4
votes

I'm building an app using Kafka and Spark Streaming. Input data comes from a third part streaming and it's published on a kafka topic. This code shows the Stream Proxy module: it's the way I get the results from the streaming and how I send them to KafkaPublisher (it's shown just a sketch):

def on_result_response(self,*args):
    self.kafkaPublisher.pushMessage(str(args[0]))

The KafkaPublisher is realized with these two methods:

class KafkaPublisher:

def __init__(self,address,port,topic):
    self.kafka = KafkaClient(str(address)+":"+str(port))
    self.producer = SimpleProducer(self.kafka)
    self.topic=topic



def pushMessage(self,message):
    self.producer.send_messages(self.topic, message)
    self.producer = SimpleProducer(self.kafka, async=True)
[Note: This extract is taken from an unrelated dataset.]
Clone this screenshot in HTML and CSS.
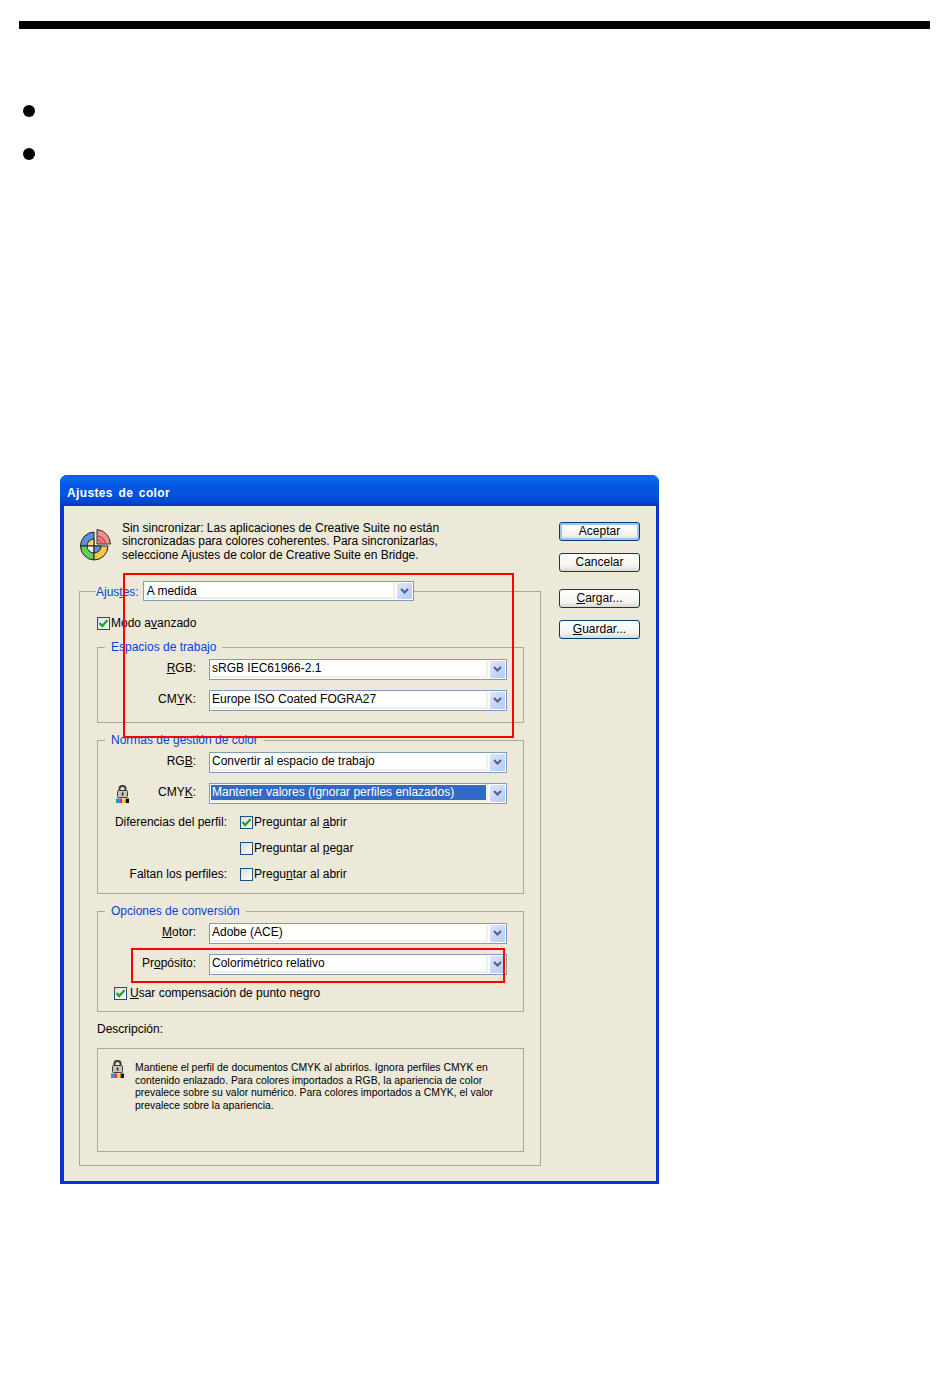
FILE: index.html
```html
<!DOCTYPE html>
<html lang="es">
<head>
  <meta charset="UTF-8">
  <meta name="viewport" content="width=device-width, initial-scale=1.0">
  <title>Ajustes de color</title>
  <link rel="stylesheet" href="styles.css">
</head>
<body>
  <svg class="defs" width="0" height="0">
    <symbol id="chevron" viewBox="0 0 9 7">
      <path d="M1 1 L4.5 4.5 L8 1" fill="none" stroke="#4d6185" stroke-width="2"/>
    </symbol>
    <symbol id="tick" viewBox="0 0 11 11">
      <path d="M1.5 5 L4.2 8 L9.5 2.2" fill="none" stroke="#21a121" stroke-width="2.2"/>
    </symbol>
    <symbol id="lock" viewBox="0 0 13 18">
      <path d="M3.5 6 V3.5 a3 2.6 0 0 1 6 0 V6" fill="none" stroke="#3f3f3a" stroke-width="2"/>
      <rect x="1.5" y="5.5" width="10" height="7" rx="1" fill="#c6c4ba" stroke="#3f3f3a"/>
      <rect x="5.8" y="7.5" width="1.6" height="3" fill="#222"/>
      <rect x="0" y="13.5" width="3.2" height="4.5" fill="#00a0e0"/>
      <rect x="3.2" y="13.5" width="3.2" height="4.5" fill="#e6218c"/>
      <rect x="6.4" y="13.5" width="3.2" height="4.5" fill="#ffe600"/>
      <rect x="9.6" y="13.5" width="3.4" height="4.5" fill="#111"/>
    </symbol>
  </svg>

  <div class="top-rule"></div>
  <ul class="bullets">
    <li></li>
    <li></li>
  </ul>

  <div class="dialog">
    <div class="titlebar">Ajustes de color</div>
    <div class="dialog-body">
      <div class="main-col">
        <div class="intro">
          <svg class="wheel" width="31" height="33" viewBox="0 0 31 33">
            <path d="M14 17 V3 A14 14 0 0 0 0.5 17 Z" fill="#5b8edb" stroke="#222"/>
            <path d="M14 17 H0.5 A14 14 0 0 0 14 31 Z" fill="#62d05c" stroke="#222"/>
            <path d="M14 17 V31 A14 14 0 0 0 28 17 Z" fill="#f1c64a" stroke="#222"/>
            <path d="M14 17 V10 A7 7 0 0 0 7 17 Z" fill="#f5d566" stroke="#222"/>
            <path d="M14 17 H7 A7 7 0 0 0 14 24 Z" fill="#f4f2ea" stroke="#222"/>
            <path d="M14 17 V24 A7 7 0 0 0 21 17 Z" fill="#5b8edb" stroke="#222"/>
            <path d="M17 15 V0.5 A15 15 0 0 1 30.5 15 Z" fill="#f08f8f" stroke="#333"/>
            <path d="M17 7 A8 8 0 0 1 25 15 M17 10.5 A4.5 4.5 0 0 1 21.5 15" fill="none" stroke="#d0454f" stroke-width="1.5"/>
          </svg>
          <p class="intro-text">Sin sincronizar: Las aplicaciones de Creative Suite no están<br>sincronizadas para colores coherentes. Para sincronizarlas,<br>seleccione Ajustes de color de Creative Suite en Bridge.</p>
        </div>

        <fieldset class="group group-main">
          <legend class="main-legend">
            <span class="blue">Ajus<u>t</u>es:</span>
            <span class="select select-top"><span class="field">A medida</span><span class="arrow"><svg width="9" height="7"><use href="#chevron"/></svg></span></span>
          </legend>

          <label class="check"><span class="box"><svg width="11" height="11"><use href="#tick"/></svg></span><span>Modo a<u>v</u>anzado</span></label>

          <fieldset class="group">
            <legend>Espacios de trabajo</legend>
            <div class="row">
              <span class="row-label"><span><u>R</u>GB:</span></span>
              <span class="select"><span class="field">sRGB IEC61966-2.1</span><span class="arrow"><svg width="9" height="7"><use href="#chevron"/></svg></span></span>
            </div>
            <div class="row">
              <span class="row-label"><span>CM<u>Y</u>K:</span></span>
              <span class="select"><span class="field">Europe ISO Coated FOGRA27</span><span class="arrow"><svg width="9" height="7"><use href="#chevron"/></svg></span></span>
            </div>
          </fieldset>

          <fieldset class="group group-policies">
            <legend>Normas de gestión de color</legend>
            <div class="row">
              <span class="row-label"><span>RG<u>B</u>:</span></span>
              <span class="select"><span class="field">Convertir al espacio de trabajo</span><span class="arrow"><svg width="9" height="7"><use href="#chevron"/></svg></span></span>
            </div>
            <div class="row">
              <span class="row-label row-label-lock"><svg class="lock" width="13" height="18"><use href="#lock"/></svg><span>CMY<u>K</u>:</span></span>
              <span class="select"><span class="field"><span class="selected">Mantener valores (Ignorar perfiles enlazados)</span></span><span class="arrow"><svg width="9" height="7"><use href="#chevron"/></svg></span></span>
            </div>
            <div class="check-row first">
              <span class="check-label">Diferencias del perfil:</span>
              <label class="check"><span class="box"><svg width="11" height="11"><use href="#tick"/></svg></span><span>Preguntar al <u>a</u>brir</span></label>
            </div>
            <div class="check-row second">
              <span class="check-label"></span>
              <label class="check"><span class="box"></span><span>Preguntar al <u>p</u>egar</span></label>
            </div>
            <div class="check-row third">
              <span class="check-label">Faltan los perfiles:</span>
              <label class="check"><span class="box"></span><span>Pregu<u>n</u>tar al abrir</span></label>
            </div>
          </fieldset>

          <fieldset class="group group-conversion">
            <legend>Opciones de conversión</legend>
            <div class="row">
              <span class="row-label"><span><u>M</u>otor:</span></span>
              <span class="select"><span class="field">Adobe (ACE)</span><span class="arrow"><svg width="9" height="7"><use href="#chevron"/></svg></span></span>
            </div>
            <div class="row">
              <span class="row-label"><span>Pr<u>o</u>pósito:</span></span>
              <span class="select"><span class="field">Colorimétrico relativo</span><span class="arrow"><svg width="9" height="7"><use href="#chevron"/></svg></span></span>
            </div>
            <label class="check check-black"><span class="box"><svg width="11" height="11"><use href="#tick"/></svg></span><span><u>U</u>sar compensación de punto negro</span></label>
          </fieldset>

          <div class="desc-title">Descripción:</div>
          <div class="desc-box">
            <svg class="lock" width="13" height="18"><use href="#lock"/></svg>
            <p class="desc-text">Mantiene el perfil de documentos CMYK al abrirlos. Ignora perfiles CMYK en<br>contenido enlazado. Para colores importados a RGB, la apariencia de color<br>prevalece sobre su valor numérico. Para colores importados a CMYK, el valor<br>prevalece sobre la apariencia.</p>
          </div>
        </fieldset>
      </div>

      <div class="side-col">
        <button class="btn btn-default">Aceptar</button>
        <button class="btn">Cancelar</button>
        <button class="btn btn-split"><span><u>C</u>argar...</span></button>
        <button class="btn"><span><u>G</u>uardar...</span></button>
      </div>
    </div>

    <div class="redbox redbox-top"></div>
    <div class="redbox redbox-bottom"></div>
  </div>
</body>
</html>
```

FILE: styles.css
```css
body {
  font-family: 'Liberation Sans', Arial, sans-serif;
  margin: 0;
  padding: 0;
  background-color: white;
  color: black;
  font-size: 12px;
}

.defs {
  display: block;
  height: 0;
}

.top-rule {
  height: 8px;
  margin: 21px 20px 0 19px;
  background-color: black;
}

.bullets {
  list-style: none;
  margin: 76px 0 0 23px;
  padding: 0;
}

.bullets li {
  width: 12px;
  height: 12px;
  margin-bottom: 31px;
  border-radius: 50%;
  background-color: black;
}

.dialog {
  position: relative;
  box-sizing: border-box;
  width: 599px;
  height: 709px;
  margin: 315px 0 0 60px;
  border: solid #0734cf;
  border-width: 0 3px 3px 4px;
  border-radius: 7px 7px 0 0;
  background-color: #ece9d8;
}

.titlebar {
  height: 31px;
  margin: 0 -3px 0 -4px;
  padding-left: 7px;
  border-radius: 7px 7px 0 0;
  background: linear-gradient(to bottom, #0a5be0 0, #0a6cf5 3px, #0458e4 9px, #0353e0 20px, #0345cf 27px, #0339bd 31px);
  color: white;
  font-weight: bold;
  font-size: 12px;
  letter-spacing: 0.35px;
  word-spacing: 2px;
  line-height: 37px;
}

.dialog-body {
  display: flex;
  gap: 18px;
  padding: 14px 0 0 15px;
}

.main-col {
  width: 462px;
}

.intro {
  display: flex;
  gap: 11px;
  margin-bottom: 19px;
  padding-left: 1px;
}

.wheel {
  flex: none;
  margin-top: 9px;
}

.intro-text {
  margin: 1.5px 0 0;
  line-height: 13.5px;
  letter-spacing: -0.03px;
}

.group {
  margin: 10px 0 0;
  padding: 5px 16px 11px 0;
  border: 1px solid #aca899;
  min-width: 0;
}

.group legend {
  margin-left: 7px;
  padding: 0 6px;
  color: #0046d5;
  line-height: 14px;
}

.group-main {
  margin: 0;
  padding: 16px 16px 13px 17px;
}

.group .main-legend {
  display: flex;
  align-items: center;
  gap: 4px;
  height: 20px;
  margin-left: -1px;
  padding: 0;
}

.blue {
  color: #0046d5;
  margin-top: 2px;
  line-height: 18px;
}

.group-policies {
  padding-bottom: 12px;
}

.row {
  display: flex;
  align-items: center;
  gap: 13px;
  margin-bottom: 10px;
}

.row:last-of-type {
  margin-bottom: 0;
}

.row-label {
  box-sizing: border-box;
  display: flex;
  justify-content: flex-end;
  align-items: center;
  width: 98px;
}

.row-label > span {
  margin-top: -3px;
}

.row-label-lock {
  justify-content: space-between;
  padding-left: 18px;
}

.lock {
  flex: none;
}

.select {
  box-sizing: border-box;
  display: flex;
  align-items: stretch;
  width: 298px;
  height: 21px;
  padding: 1px 1px 1px 1px;
  border: 1px solid #7f9db9;
  background-color: white;
  color: black;
  line-height: 15px;
  font-weight: normal;
}

.select-top {
  width: 271px;
  height: 20px;
}

.select-top .field {
  padding: 1px 0 0 2px;
}

.field {
  flex: 1;
  min-width: 0;
  padding-left: 1px;
  border: solid #f1efe2;
  border-width: 0 2px 2px 0;
  white-space: nowrap;
}

.selected {
  display: block;
  height: 15px;
  margin-left: -1px;
  padding-left: 1px;
  background-color: #316ac5;
  color: white;
}

.arrow {
  display: flex;
  justify-content: center;
  align-items: center;
  flex: none;
  width: 15px;
  margin-left: 2px;
  border-radius: 1px;
  background: linear-gradient(135deg, #dde7fc, #b4c8f6);
}

.check {
  display: flex;
  align-items: center;
  gap: 1px;
  height: 13px;
  line-height: 13px;
}

.box {
  box-sizing: border-box;
  display: flex;
  justify-content: center;
  align-items: center;
  flex: none;
  width: 13px;
  height: 13px;
  border: 1px solid #1c5180;
  background: linear-gradient(135deg, #dcdcd7, #ffffff);
}

.check-row {
  display: flex;
  align-items: center;
  gap: 13px;
}

.check-row.first {
  margin-top: 12px;
}

.check-row.second {
  margin-top: 13px;
}

.check-row.third {
  margin-top: 13px;
}

.check-label {
  width: 129px;
  text-align: right;
  margin-top: -2px;
}

.check-black {
  margin: 12px 0 0 16px;
  gap: 3px;
}

.desc-title {
  margin-top: 10px;
  line-height: 14px;
}

.desc-box {
  box-sizing: border-box;
  display: flex;
  gap: 11px;
  height: 104px;
  margin-top: 12px;
  padding: 11px 0 0 13px;
  border: 1px solid #aca899;
}

.desc-text {
  margin: 2px 0 0;
  font-size: 10.4px;
  line-height: 12.5px;
}

.side-col {
  display: flex;
  flex-direction: column;
  margin-top: 2px;
}

.btn {
  box-sizing: border-box;
  width: 81px;
  height: 19px;
  margin: 0 0 12px;
  padding: 0;
  border: 1px solid #003c74;
  border-radius: 3px;
  background: linear-gradient(to bottom, #ffffff, #f4f3ee 70%, #dcd8cc);
  font-family: inherit;
  font-size: 12px;
  line-height: 15px;
  color: black;
}

.btn-default {
  box-shadow: inset 0 0 0 2px #a9c2ec;
}

.btn-split {
  margin-top: 5px;
}

.redbox {
  position: absolute;
  box-sizing: border-box;
  border: 2px solid #f00;
  pointer-events: none;
}

.redbox-top {
  left: 59px;
  top: 98px;
  width: 391px;
  height: 165px;
}

.redbox-bottom {
  left: 67px;
  top: 473px;
  width: 374px;
  height: 35px;
}
```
And the app is launched by this main:

from StreamProxy import StreamProxy


streamProxy=StreamProxy("localhost",9092,"task1")
streamProxy.getStreaming(20)  #seconds of streaming

After some batch processing (10 seconds more or less) it's launched the following exceptions:

Exception in thread Thread-2354: Traceback (most recent call last): File "/usr/lib/python2.7/threading.py", line 801, in __bootstrap_inner File "/usr/lib/python2.7/threading.py", line 754, in run File "/usr/local/lib/python2.7/dist-packages/kafka/producer/base.py", line 164, in _send_upstream File "/usr/local/lib/python2.7/dist-packages/kafka/client.py", line 649, in send_produce_request File "/usr/local/lib/python2.7/dist-packages/kafka/client.py", line 253, in _send_broker_aware_request File "/usr/local/lib/python2.7/dist-packages/kafka/client.py", line 74, in _get_conn File "/usr/local/lib/python2.7/dist-packages/kafka/conn.py", line 236, in connect error: [Errno 24] Too many open files

Exception in thread Thread-2355: Traceback (most recent call last): File "/usr/lib/python2.7/threading.py", line 801, in __bootstrap_inner File "/usr/lib/python2.7/threading.py", line 754, in run File "/usr/local/lib/python2.7/dist-packages/kafka/producer/base.py", line 164, in _send_upstream File "/usr/local/lib/python2.7/dist-packages/kafka/client.py", line 649, in send_produce_request File "/usr/local/lib/python2.7/dist-packages/kafka/client.py", line 253, in _send_broker_aware_request File "/usr/local/lib/python2.7/dist-packages/kafka/client.py", line 74, in _get_conn File "/usr/local/lib/python2.7/dist-packages/kafka/conn.py", line 236, in connect error: [Errno 24] Too many open files

Please note that there are many different exceptions with the same message and surely the problem is publisher-side.

1
is StreamProxy something you wrote? If so can you link the source code to getStreaming?William Hammond

1 Answers

1
votes

Try to delete the row:

self.producer = SimpleProducer(self.kafka, async=True)